Begin by separating opinions from facts. In order to begin observing thoughts and emotions in an objective way, you must decide to respond non-judgmentally to them.
Be mindful of judgment words that often appear in your vocabulary, without you even realizing it. For example, using words like ‘‘bad,’ ‘good,’ ‘right,’ ‘wrong,’ ‘should,’ ‘fair,’ ‘unfair,’ among others.
Eliminate thinking in terms of “good or bad” and “negative or positive.” Focus on determining concrete facts using words such as “who,” “what,” “where,” and “when” as guides.
Acknowledge your feelings in the moment without judging what they ‘should’ or ‘shouldn’t’ be in order to practice non-judgmentally. If you do find yourself being judgmental, don’t judge your own judging!
Consider this example: You’re excited about a new recipe for dinner tonight. Upon serving the meal, your children have nothing but negative things to say; they ask for a different dinner. You feel your emotional temperature begin to rise. How might you non-judgmentally approach this situation? The facts are that your family does not like the recipe. However, you might find yourself becoming upset or anxious, falling into a spiral of overgeneralizing, catastrophizing, or placing judgment on the situation. For example, you might think to yourself: “I’m so bad at cooking.
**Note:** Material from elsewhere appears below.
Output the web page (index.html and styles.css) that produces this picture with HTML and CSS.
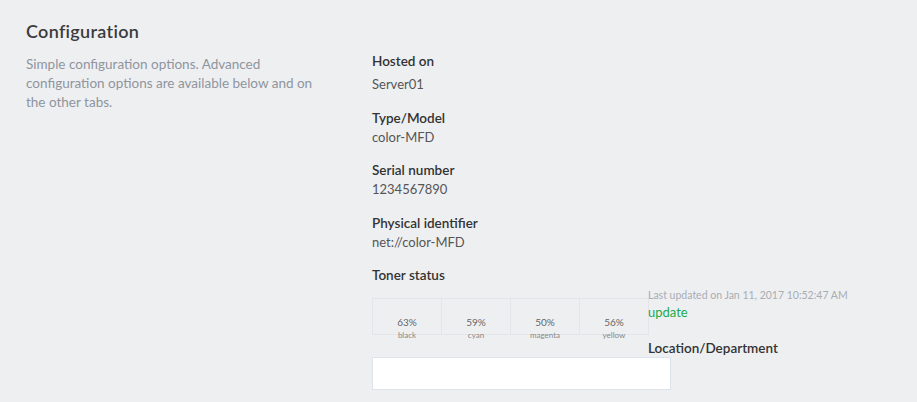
FILE: index.html
```html
<!DOCTYPE html>
<html lang="en">
<head>
<meta charset="utf-8">
<title>Configuration</title>
<link rel="stylesheet" href="styles.css">
</head>
<body>
<div class="page">
  <h1 class="title">Configuration</h1>
  <div class="layout">
    <div class="intro">
      <p>Simple configuration options. Advanced configuration options are available below and on the other tabs.</p>
    </div>
    <div class="details">
      <div class="field first">
        <div class="label">Hosted on</div>
        <div class="value">Server01</div>
      </div>
      <div class="field">
        <div class="label">Type/Model</div>
        <div class="value">color-MFD</div>
      </div>
      <div class="field">
        <div class="label">Serial number</div>
        <div class="value">1234567890</div>
      </div>
      <div class="field">
        <div class="label">Physical identifier</div>
        <div class="value">net://color-MFD</div>
      </div>
      <div class="field">
        <div class="label">Toner status</div>
      </div>
      <div class="toner-row">
        <div class="toner">
          <div class="tile"><span class="pct">63%</span><span class="name">black</span></div>
          <div class="tile"><span class="pct">59%</span><span class="name">cyan</span></div>
          <div class="tile"><span class="pct">50%</span><span class="name">magenta</span></div>
          <div class="tile"><span class="pct">56%</span><span class="name">yellow</span></div>
        </div>
        <div class="toner-side">
          <div class="updated">Last updated on Jan 11, 2017 10:52:47 AM</div>
          <a class="update" href="#">update</a>
          <div class="label loc">Location/Department</div>
        </div>
      </div>
      <input class="text-input" type="text">
    </div>
  </div>
</div>
</body>
</html>
```
FILE: styles.css
```css
html, body {
  margin: 0;
  padding: 0;
  background: #eeeff1;
}
body {
  font-family: Lato, "Noto Sans", "Liberation Sans", sans-serif;
  color: #333;
}
.page {
  padding: 19px 26px 0 26px;
}
.title {
  margin: 0;
  font-size: 18px;
  font-weight: 600;
  color: #3b3b3d;
  line-height: 24px;
  letter-spacing: 0.3px;
}
.layout {
  display: flex;
  gap: 46px;
  margin-top: 8px;
}
.intro {
  width: 300px;
  flex: none;
}
.intro p {
  margin: 4px 0 0 0;
  font-size: 13.5px;
  line-height: 19px;
  color: #8e959e;
}
.details {
  flex: 1;
}
.field {
  margin-top: 13.5px;
}
.field.first {
  margin-top: 0;
}
.label {
  font-size: 13.5px;
  font-weight: 600;
  color: #333;
  line-height: 20px;
}
.value {
  font-size: 13px;
  color: #555;
  line-height: 19px;
}
.field.first .value {
  margin-top: 4px;
}
.toner-row {
  display: flex;
  margin-top: 0;
}
.toner {
  display: flex;
  margin-top: 13px;
  height: 36px;
}
.tile {
  width: 68px;
  height: 35px;
  border: 1px solid #e3e5e8;
  border-right: 0;
  display: flex;
  flex-direction: column;
  align-items: center;
  justify-content: flex-end;
}
.tile:last-child {
  border-right: 1px solid #e3e5e8;
}
.pct {
  font-size: 10px;
  color: #666;
  line-height: 12px;
  margin-bottom: 3px;
}
.name {
  font-size: 8px;
  color: #888;
  line-height: 8px;
  margin-bottom: -5px;
}
.toner-side {
  display: flex;
  flex-direction: column;
  padding-top: 3px;
  margin-left: -1px;
}
.updated {
  font-size: 10.5px;
  color: #a8adb3;
  line-height: 14px;
}
.update {
  font-size: 13px;
  color: #1aab4f;
  text-decoration: none;
  line-height: 20px;
}
.label.loc {
  margin-top: 17px;
  line-height: 18px;
}
.text-input {
  display: block;
  width: 299px;
  height: 33px;
  box-sizing: border-box;
  border: 1px solid #dce3ea;
  background: #fff;
  margin: 0;
  padding: 0 8px;
  outline: none;
}
```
I should have known they wouldn’t like it. I’ll never succeed. I let my family down.” Instead, take a non-judgmental stance by stating: “It is one recipe my family is not particularly fond of and I can try a new recipe tomorrow.” That way, you can find a solution without getting yourself down.
If you’re feeling bogged down by your thoughts and feelings as a parent, you are not alone. Integrate a non-judgmental stance into your parenting approach. Although judgment is embedded in human nature, consider acknowledging harmful judgments and letting them go. This will help you successfully move forward from whatever situations arise in your family.